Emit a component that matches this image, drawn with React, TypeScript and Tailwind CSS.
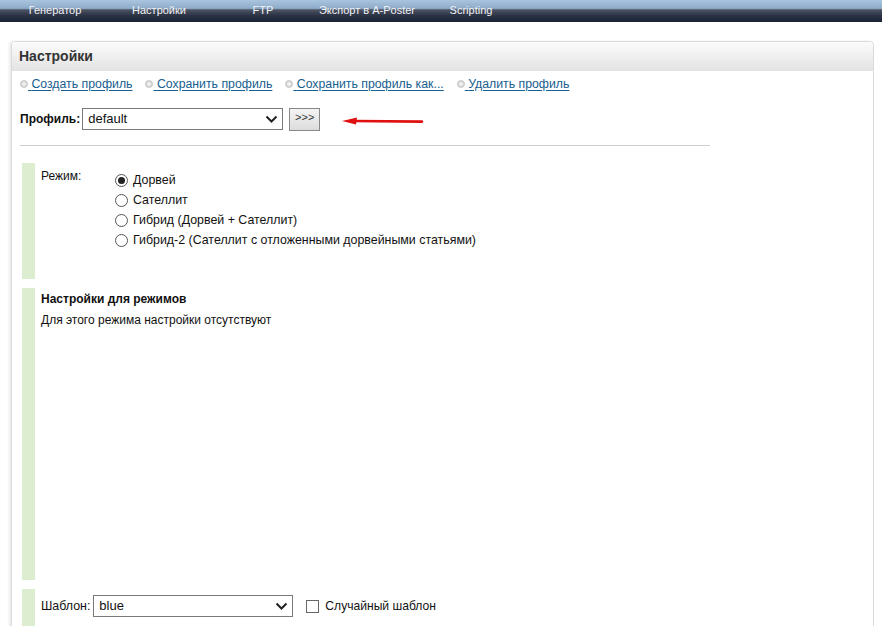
import React from "react"

const tabs = ["Генератор", "Настройки", "FTP", "Экспорт в A-Poster", "Scripting"]

const links = [
  "Создать профиль",
  "Сохранить профиль",
  "Сохранить профиль как...",
  "Удалить профиль",
]

const modes = [
  "Дорвей",
  "Сателлит",
  "Гибрид (Дорвей + Сателлит)",
  "Гибрид-2 (Сателлит с отложенными дорвейными статьями)",
]

function Chevron() {
  return (
    <svg width="13" height="9" viewBox="0 0 13 9" className="shrink-0">
      <path d="M1.5 1.5 L6.5 6.5 L11.5 1.5" fill="none" stroke="#222" strokeWidth="2" />
    </svg>
  )
}

function FakeSelect({ value, className }: { value: string; className: string }) {
  return (
    <div
      className={`flex items-center justify-between border border-[#7a7a7a] bg-white pl-[5px] pr-[4px] text-[13px] leading-none text-[#111] ${className}`}
    >
      <span className="-mt-[2px]">{value}</span>
      <Chevron />
    </div>
  )
}

function Radio({ checked }: { checked?: boolean }) {
  return (
    <span className="flex h-[13px] w-[13px] shrink-0 items-center justify-center rounded-full border border-[#555] bg-white">
      {checked && <span className="h-[7px] w-[7px] rounded-full bg-[#222]" />}
    </span>
  )
}

function Block({ className, children }: { className: string; children?: React.ReactNode }) {
  return (
    <div className={`flex ${className}`}>
      <div className="w-[13px] shrink-0 bg-[#dcedd0]" />
      <div className="flex-1 pl-[6px]">{children}</div>
    </div>
  )
}

export default function App() {
  return (
    <div className="h-[626px] w-[882px] overflow-hidden bg-white font-['Liberation_Sans',Arial,sans-serif] text-[12px] text-[#111]">
      {/* top menu */}
      <div className="flex h-[22px] bg-[linear-gradient(to_bottom,#a9c4de_0%,#8eabc9_38%,#4d5361_45%,#2c3346_70%,#1a2236_100%)] pl-[3px]">
        {tabs.map((t) => (
          <div key={t} className="flex w-[104px] items-center justify-center pb-[1px] text-[11px] text-[#eef2f7]">
            {t}
          </div>
        ))}
      </div>

      {/* settings panel */}
      <div className="ml-[11px] mr-[8px] mt-[19px] h-[620px] rounded-t-[4px] border border-[#dadada] shadow-[-2px_0_3px_rgba(0,0,0,0.08)]">
        <div className="flex h-[29px] items-center rounded-t-[4px] bg-[linear-gradient(to_bottom,#fbfbfb,#e3e3e3)] pl-[7px] text-[14px] font-bold text-[#333]">
          Настройки
        </div>

        <div className="pl-[8px]">
          <div className="mt-[5px] flex h-[16px] items-center text-[12.3px]">
            {links.map((l, i) => (
              <div key={l} className={`flex items-center ${i > 0 ? "ml-[13px]" : ""}`}>
                <span className="h-[8px] w-[8px] rounded-full border border-[#c8c8c8] bg-[radial-gradient(circle,#f4f4f4_20%,#d0d0d0_70%)]" />
                <span className="text-[#17608f] underline underline-offset-[2px]">&nbsp;{l}</span>
              </div>
            ))}
          </div>

          <div className="mt-[15px] flex h-[24px] items-center">
            <span className="mr-[2px] text-[12px] font-bold">Профиль:</span>
            <FakeSelect value="default" className="h-[22px] w-[201px]" />
            <div className="ml-[6px] flex h-[23px] w-[31px] items-start justify-center border border-[#888] bg-[linear-gradient(to_bottom,#f4f4f4,#dcdcdc)] pt-[3px] text-[11px] leading-none text-[#333]">
              &gt;&gt;&gt;
            </div>
            <svg width="82" height="10" viewBox="0 0 82 10" className="ml-[22px] mt-[4px]">
              <path d="M12 5 L80 5.6" stroke="#e01010" strokeWidth="2.6" strokeLinecap="round" />
              <path d="M0 5 L15 1.5 L14 8.6 Z" fill="#e01010" />
            </svg>
          </div>

          <div className="mt-[14px] h-px w-[690px] bg-[#cfcfcf]" />

          <Block className="ml-[2px] mt-[17px] h-[116px]">
            <div className="flex pt-[6px]">
              <div className="w-[74px] leading-[14px]">Режим:</div>
              <div className="flex flex-col pt-[1px] text-[12.4px]">
                {modes.map((m, i) => (
                  <div key={m} className="flex h-[20px] items-center">
                    <Radio checked={i === 0} />
                    <span className="ml-[5px]">{m}</span>
                  </div>
                ))}
              </div>
            </div>
          </Block>

          <Block className="ml-[2px] mt-[9px] h-[292px]">
            <div className="pt-[4px] font-bold leading-[14px]">Настройки для режимов</div>
            <div className="mt-[7px] leading-[14px]">Для этого режима настройки отсутствуют</div>
          </Block>

          <Block className="ml-[2px] mt-[9px] h-[40px]">
            <div className="mt-[6px] flex items-center">
              <span className="mr-[3px] text-[12.4px]">Шаблон:</span>
              <FakeSelect value="blue" className="h-[22px] w-[200px]" />
              <span className="ml-[13px] h-[13px] w-[13px] border border-[#666] bg-white" />
              <span className="ml-[6px] text-[12.1px]">Случайный шаблон</span>
            </div>
          </Block>
        </div>
      </div>
    </div>
  )
}
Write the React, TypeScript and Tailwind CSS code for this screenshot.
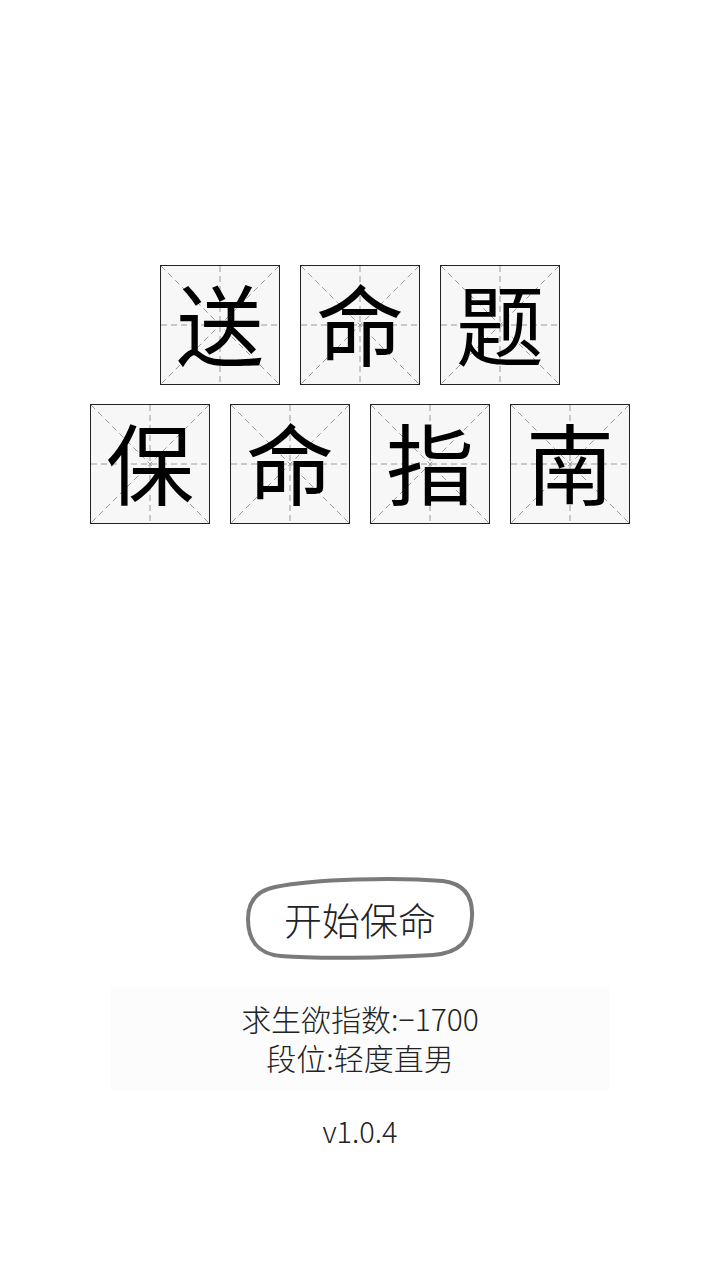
*-*-*
▶ _TASK REQUIREMENTS_:
Set down the lines of the records above exactly, apart from the pictures.

▶ _EXPECTED OUTPUT_:
Emit a component that matches this image, drawn with React, TypeScript and Tailwind CSS.
import React from "react"

const tabs = ["Генератор", "Настройки", "FTP", "Экспорт в A-Poster", "Scripting"]

const links = [
  "Создать профиль",
  "Сохранить профиль",
  "Сохранить профиль как...",
  "Удалить профиль",
]

const modes = [
  "Дорвей",
  "Сателлит",
  "Гибрид (Дорвей + Сателлит)",
  "Гибрид-2 (Сателлит с отложенными дорвейными статьями)",
]

function Chevron() {
  return (
    <svg width="13" height="9" viewBox="0 0 13 9" className="shrink-0">
      <path d="M1.5 1.5 L6.5 6.5 L11.5 1.5" fill="none" stroke="#222" strokeWidth="2" />
    </svg>
  )
}

function FakeSelect({ value, className }: { value: string; className: string }) {
  return (
    <div
      className={`flex items-center justify-between border border-[#7a7a7a] bg-white pl-[5px] pr-[4px] text-[13px] leading-none text-[#111] ${className}`}
    >
      <span className="-mt-[2px]">{value}</span>
      <Chevron />
    </div>
  )
}

function Radio({ checked }: { checked?: boolean }) {
  return (
    <span className="flex h-[13px] w-[13px] shrink-0 items-center justify-center rounded-full border border-[#555] bg-white">
      {checked && <span className="h-[7px] w-[7px] rounded-full bg-[#222]" />}
    </span>
  )
}

function Block({ className, children }: { className: string; children?: React.ReactNode }) {
  return (
    <div className={`flex ${className}`}>
      <div className="w-[13px] shrink-0 bg-[#dcedd0]" />
      <div className="flex-1 pl-[6px]">{children}</div>
    </div>
  )
}

export default function App() {
  return (
    <div className="h-[626px] w-[882px] overflow-hidden bg-white font-['Liberation_Sans',Arial,sans-serif] text-[12px] text-[#111]">
      {/* top menu */}
      <div className="flex h-[22px] bg-[linear-gradient(to_bottom,#a9c4de_0%,#8eabc9_38%,#4d5361_45%,#2c3346_70%,#1a2236_100%)] pl-[3px]">
        {tabs.map((t) => (
          <div key={t} className="flex w-[104px] items-center justify-center pb-[1px] text-[11px] text-[#eef2f7]">
            {t}
          </div>
        ))}
      </div>

      {/* settings panel */}
      <div className="ml-[11px] mr-[8px] mt-[19px] h-[620px] rounded-t-[4px] border border-[#dadada] shadow-[-2px_0_3px_rgba(0,0,0,0.08)]">
        <div className="flex h-[29px] items-center rounded-t-[4px] bg-[linear-gradient(to_bottom,#fbfbfb,#e3e3e3)] pl-[7px] text-[14px] font-bold text-[#333]">
          Настройки
        </div>

        <div className="pl-[8px]">
          <div className="mt-[5px] flex h-[16px] items-center text-[12.3px]">
            {links.map((l, i) => (
              <div key={l} className={`flex items-center ${i > 0 ? "ml-[13px]" : ""}`}>
                <span className="h-[8px] w-[8px] rounded-full border border-[#c8c8c8] bg-[radial-gradient(circle,#f4f4f4_20%,#d0d0d0_70%)]" />
                <span className="text-[#17608f] underline underline-offset-[2px]">&nbsp;{l}</span>
              </div>
            ))}
          </div>

          <div className="mt-[15px] flex h-[24px] items-center">
            <span className="mr-[2px] text-[12px] font-bold">Профиль:</span>
            <FakeSelect value="default" className="h-[22px] w-[201px]" />
            <div className="ml-[6px] flex h-[23px] w-[31px] items-start justify-center border border-[#888] bg-[linear-gradient(to_bottom,#f4f4f4,#dcdcdc)] pt-[3px] text-[11px] leading-none text-[#333]">
              &gt;&gt;&gt;
            </div>
            <svg width="82" height="10" viewBox="0 0 82 10" className="ml-[22px] mt-[4px]">
              <path d="M12 5 L80 5.6" stroke="#e01010" strokeWidth="2.6" strokeLinecap="round" />
              <path d="M0 5 L15 1.5 L14 8.6 Z" fill="#e01010" />
            </svg>
          </div>

          <div className="mt-[14px] h-px w-[690px] bg-[#cfcfcf]" />

          <Block className="ml-[2px] mt-[17px] h-[116px]">
            <div className="flex pt-[6px]">
              <div className="w-[74px] leading-[14px]">Режим:</div>
              <div className="flex flex-col pt-[1px] text-[12.4px]">
                {modes.map((m, i) => (
                  <div key={m} className="flex h-[20px] items-center">
                    <Radio checked={i === 0} />
                    <span className="ml-[5px]">{m}</span>
                  </div>
                ))}
              </div>
            </div>
          </Block>

          <Block className="ml-[2px] mt-[9px] h-[292px]">
            <div className="pt-[4px] font-bold leading-[14px]">Настройки для режимов</div>
            <div className="mt-[7px] leading-[14px]">Для этого режима настройки отсутствуют</div>
          </Block>

          <Block className="ml-[2px] mt-[9px] h-[40px]">
            <div className="mt-[6px] flex items-center">
              <span className="mr-[3px] text-[12.4px]">Шаблон:</span>
              <FakeSelect value="blue" className="h-[22px] w-[200px]" />
              <span className="ml-[13px] h-[13px] w-[13px] border border-[#666] bg-white" />
              <span className="ml-[6px] text-[12.1px]">Случайный шаблон</span>
            </div>
          </Block>
        </div>
      </div>
    </div>
  )
}
Write the React, TypeScript and Tailwind CSS code for this screenshot.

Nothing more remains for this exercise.